Three months ago, the Indian government made a sudden decision to stop brands from importing laptops, PCs, and tablets without a license. They wanted these brands to start building these devices in India. This move caused problems for companies like Apple, Samsung, and others.
Now, it’s reported that the Indian government has allowed 110 brands, including big names like Apple, Dell, HP, Lenovo, and Samsung, to import laptops, PCs, and tablets into the country. There’s a new system to keep an eye on imports and shipments, and companies like Acer, ASUS, IBM, and Xiaomi are also included.
Initially, the Indian government’s plan to ban imports and create a licensing system received a lot of criticism from brands and the US government. So, they reversed their decision, as mentioned earlier. However, they convinced Samsung to start making laptops locally in Noida, where they already produce Galaxy smartphones.

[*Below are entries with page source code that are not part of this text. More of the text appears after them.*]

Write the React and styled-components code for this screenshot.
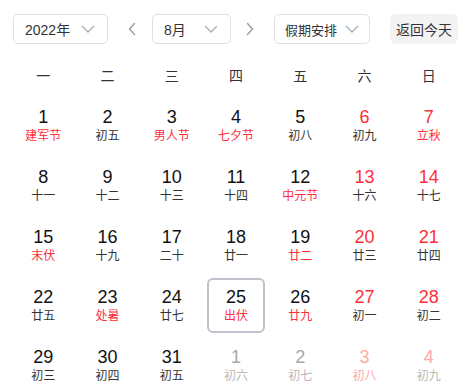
import styled, { createGlobalStyle } from "styled-components";

const GlobalStyle = createGlobalStyle`
    body {
        margin: 0;
        background: #fff;
        font-family: "Liberation Sans", "Noto Sans CJK SC", sans-serif;
        color: #333;
    }
`

const Wrapper = styled.div`
    width: 466px;
    height: 386px;
    overflow: hidden;
    padding: 14px 5px 0 11px;
    box-sizing: border-box;
`

const Toolbar = styled.div`
    display: flex;
    align-items: center;
    height: 30px;
`

const SelectBox = styled.div`
    display: flex;
    align-items: center;
    justify-content: space-between;
    box-sizing: border-box;
    width: ${p => p.$w}px;
    height: 30px;
    margin-left: ${p => p.$ml || 0}px;
    padding: 0 ${p => p.$pr || 11}px 0 ${p => p.$pl || 11}px;
    border: 1px solid #dcdfe6;
    border-radius: 5px;
    font-size: 14px;
    color: #333;
`

const SelectText = styled.span`
    font-family: ${p => (p.$cjk ? "'Noto Sans CJK SC', sans-serif" : "inherit")};
    font-size: ${p => (p.$cjk ? 13 : 14)}px;
    white-space: nowrap;
`

const NavArrow = styled.button`
    display: flex;
    align-items: center;
    justify-content: center;
    width: 24px;
    height: 30px;
    padding: 0;
    margin-left: ${p => p.$ml}px;
    border: none;
    background: none;
`

const TodayButton = styled.button`
    margin-left: ${p => p.$ml}px;
    width: 68px;
    height: 30px;
    padding: 0;
    border: none;
    border-radius: 6px;
    background: #f3f3f4;
    font-family: inherit;
    font-size: 14px;
    color: #333;
`

const WeekRow = styled.div`
    display: grid;
    grid-template-columns: repeat(7, 1fr);
    margin-top: 16px;
    height: 30px;
    align-items: center;
`

const WeekLabel = styled.div`
    text-align: center;
    font-size: 14px;
    color: #333;
`

const DayGrid = styled.div`
    display: grid;
    grid-template-columns: repeat(7, 1fr);
    grid-auto-rows: 60px;
    margin-top: 5px;
    align-items: center;
    justify-items: center;
`

const DayCell = styled.div`
    width: 58px;
    height: 55px;
    box-sizing: border-box;
    display: flex;
    flex-direction: column;
    align-items: center;
    border: 2px solid ${p => (p.$today ? "#c0c2cc" : "transparent")};
    border-radius: 6px;
    padding-top: 6px;
`

const numColor = (red, other) => {
    if (other) return red ? "#ffa8a8" : "#a8a8a8";
    return red ? "#ff2e3b" : "#111";
};

const DayNum = styled.span`
    font-size: 18px;
    line-height: 22px;
    color: ${p => numColor(p.$red, p.$other)};
`

const Lunar = styled.span`
    font-family: "Noto Sans CJK SC", sans-serif;
    font-size: 12px;
    line-height: 14px;
    color: ${p => (p.$other ? (p.$red ? "#ffa8a8" : "#b8b8b8") : p.$red ? "#ff2e3b" : "#333")};
`

const Chevron = ({ size = 16, color = "#a8abb2" }) => (
    <svg width={size} height={size} viewBox="0 0 16 16" fill="none">
        <path d="M2.5 5.5l5.5 5.5 5.5-5.5" stroke={color} strokeWidth="1.3" strokeLinecap="round" strokeLinejoin="round" />
    </svg>
);

const Arrow = ({ dir }) => (
    <svg width="10" height="16" viewBox="0 0 10 16" fill="none">
        <path
            d={dir === "left" ? "M7.5 2.5L2.5 8l5 5.5" : "M2.5 2.5L7.5 8l-5 5.5"}
            stroke="#9a9ca4"
            strokeWidth="1.4"
            strokeLinecap="round"
            strokeLinejoin="round"
        />
    </svg>
);

const weekdays = ["一", "二", "三", "四", "五", "六", "日"];

// [day, lunar, numberRed, lunarRed, otherMonth, today]
const days = [
    [1, "建军节", 0, 1], [2, "初五"], [3, "男人节", 0, 1], [4, "七夕节", 0, 1], [5, "初八"], [6, "初九", 1], [7, "立秋", 1, 1],
    [8, "十一"], [9, "十二"], [10, "十三"], [11, "十四"], [12, "中元节", 0, 1], [13, "十六", 1], [14, "十七", 1],
    [15, "末伏", 0, 1], [16, "十九"], [17, "二十"], [18, "廿一"], [19, "廿二", 0, 1], [20, "廿三", 1], [21, "廿四", 1],
    [22, "廿五"], [23, "处暑", 0, 1], [24, "廿七"], [25, "出伏", 0, 1, 0, 1], [26, "廿九", 0, 1], [27, "初一", 1], [28, "初二", 1],
    [29, "初三"], [30, "初四"], [31, "初五"], [1, "初六", 0, 0, 1], [2, "初七", 0, 0, 1], [3, "初八", 1, 1, 1], [4, "初九", 1, 0, 1],
];

const App = () => {
    return <Wrapper>
        <GlobalStyle />
        <Toolbar>
            <SelectBox $w={95} $ml={2}>
                <SelectText>2022年</SelectText>
                <Chevron />
            </SelectBox>
            <NavArrow $ml={12}><Arrow dir="left" /></NavArrow>
            <SelectBox $w={79} $ml={8}>
                <SelectText>8月</SelectText>
                <Chevron />
            </SelectBox>
            <NavArrow $ml={7}><Arrow dir="right" /></NavArrow>
            <SelectBox $w={96} $ml={12} $pl={10} $pr={9}>
                <SelectText $cjk>假期安排</SelectText>
                <Chevron />
            </SelectBox>
            <TodayButton $ml={20}>返回今天</TodayButton>
        </Toolbar>
        <WeekRow>
            {weekdays.map(w => <WeekLabel key={w}>{w}</WeekLabel>)}
        </WeekRow>
        <DayGrid>
            {days.map(([d, lunar, red, lunarRed, other, today], i) => (
                <DayCell key={i} $today={!!today}>
                    <DayNum $red={!!red} $other={!!other}>{d}</DayNum>
                    <Lunar $red={!!lunarRed} $other={!!other}>{lunar}</Lunar>
                </DayCell>
            ))}
        </DayGrid>
    </Wrapper>;
};

export default App;
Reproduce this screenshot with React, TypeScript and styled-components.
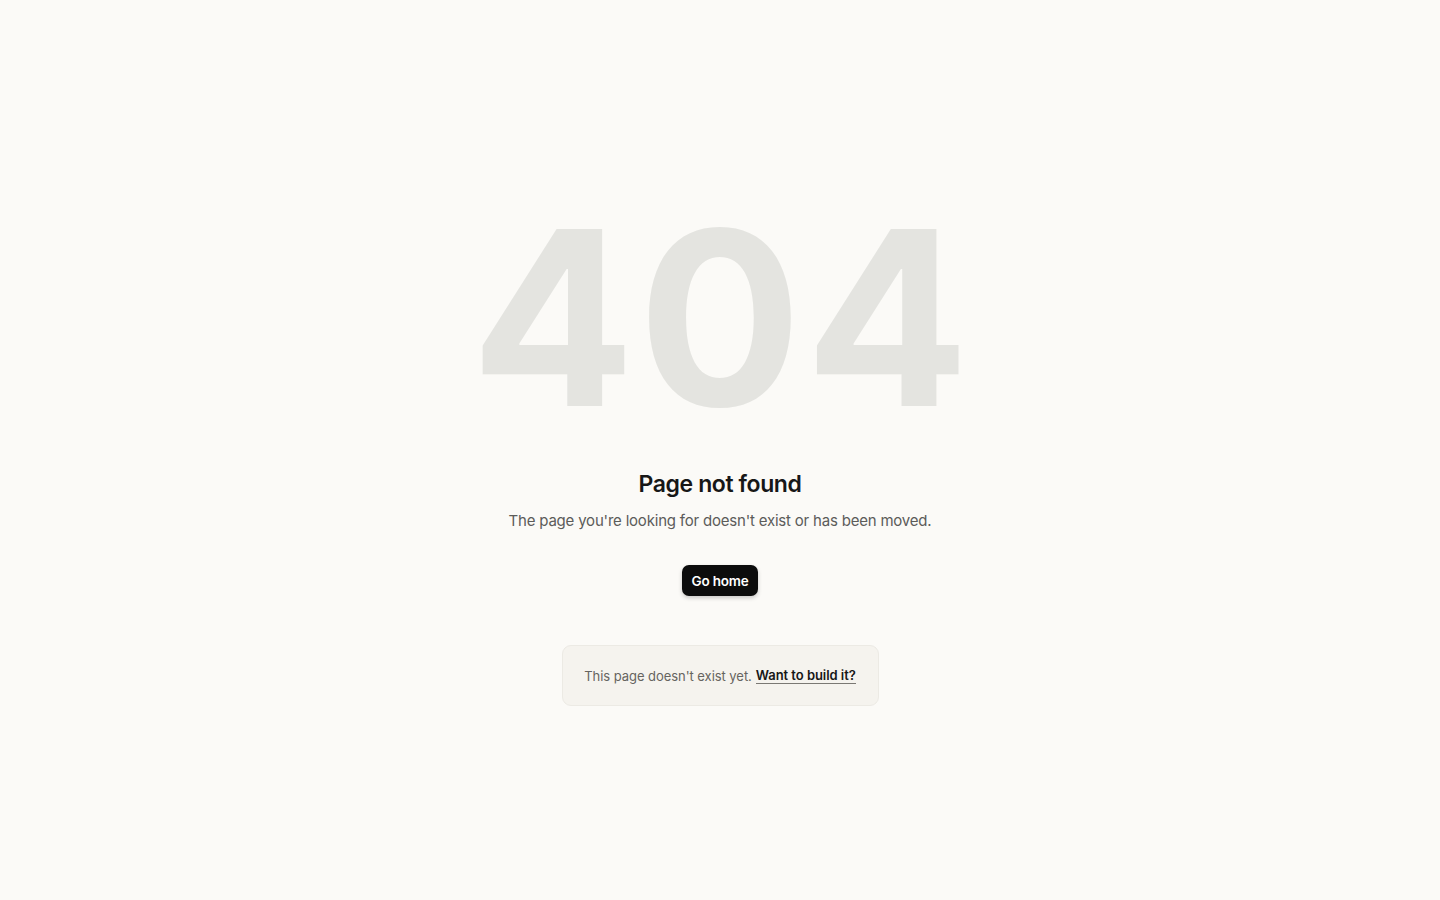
import React from "react";
import styled, { createGlobalStyle } from "styled-components";

const GlobalStyle = createGlobalStyle`
  html, body {
    margin: 0;
    padding: 0;
    background: #fbfaf7;
  }
  body {
    font-family: Inter, "Noto Sans", "Liberation Sans", sans-serif;
    color: #1a1a1a;
    -webkit-font-smoothing: antialiased;
  }
`

const Page = styled.main`
  min-height: 100vh;
  display: flex;
  flex-direction: column;
  align-items: center;
  justify-content: center;
  text-align: center;
  box-sizing: border-box;
  padding-top: 3px;
`

const BigCode = styled.div`
  font-size: 243px;
  font-weight: 700;
  line-height: 1;
  letter-spacing: 3px;
  margin-right: -3px;
  color: #e4e4e0;
  user-select: none;
`

const Title = styled.h1`
  margin: 30px 0 0;
  font-size: 23px;
  font-weight: 600;
  letter-spacing: -0.4px;
  color: #171717;
`

const Subtitle = styled.p`
  margin: 13px 0 0;
  font-size: 15px;
  letter-spacing: -0.2px;
  color: #5c5c5a;
`

const HomeButton = styled.a`
  margin-top: 35px;
  display: inline-flex;
  align-items: center;
  height: 31px;
  padding: 0 10px;
  border-radius: 7px;
  background: #0c0c0c;
  color: #fff;
  font-size: 13.5px;
  font-weight: 600;
  letter-spacing: -0.2px;
  text-decoration: none;
  box-shadow: 0 2px 4px rgba(0, 0, 0, 0.2);
  cursor: pointer;
`

const Notice = styled.div`
  margin-top: 49px;
  width: 317px;
  height: 61px;
  box-sizing: border-box;
  display: flex;
  align-items: center;
  justify-content: center;
  background: #f5f3ee;
  border: 1px solid #eceae4;
  border-radius: 9px;
  font-size: 13px;
  letter-spacing: -0.05px;
  color: #66645f;
`

const BuildLink = styled.a`
  margin-left: 4px;
  color: #171717;
  font-weight: 600;
  text-decoration: none;
  border-bottom: 1.5px solid #7a7873;
  cursor: pointer;
`

export default function App() {
  return (
    <>
      <GlobalStyle />
      <Page>
        <BigCode>404</BigCode>
        <Title>Page not found</Title>
        <Subtitle>The page you're looking for doesn't exist or has been moved.</Subtitle>
        <HomeButton href="#">Go home</HomeButton>
        <Notice>
          This page doesn't exist yet.
          <BuildLink href="#">Want to build it?</BuildLink>
        </Notice>
      </Page>
    </>
  );
}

India aims to become a major manufacturing center, especially for electronics and automobiles, following China. To achieve this, the Indian government is offering tax benefits and financial incentives to companies that produce their electronic devices in India. For instance, Samsung has its largest smartphone factory in Noida, and they’ve started manufacturing OLED panels there.
India’s long-term goal is to take over the manufacturing industry from China and establish a manufacturing ecosystem in India. This would boost the country’s economy and create many jobs.
Under the new licensing system, companies need to report the number and value of their imports on a government website. They will then get authorization to import until September 2024. What the government plans to do after that date is uncertain, but it’s possible they will encourage brands to assemble laptops, PCs, and tablets locally to create more jobs in India.
The Indian government’s shifting policies around importing laptops, PCs, and tablets reflect their ambition to establish India as a major manufacturing hub for electronics. While they initially imposed restrictions, the government eventually eased regulations and encouraged companies like Samsung to produce locally. With a vision to challenge China’s manufacturing dominance and boost the Indian economy, India is striving to create a strong manufacturing ecosystem. The future after September 2024 remains uncertain, but the focus on local production and job creation underscores their determination to achieve long-term economic growth and self-sufficiency in the tech industry.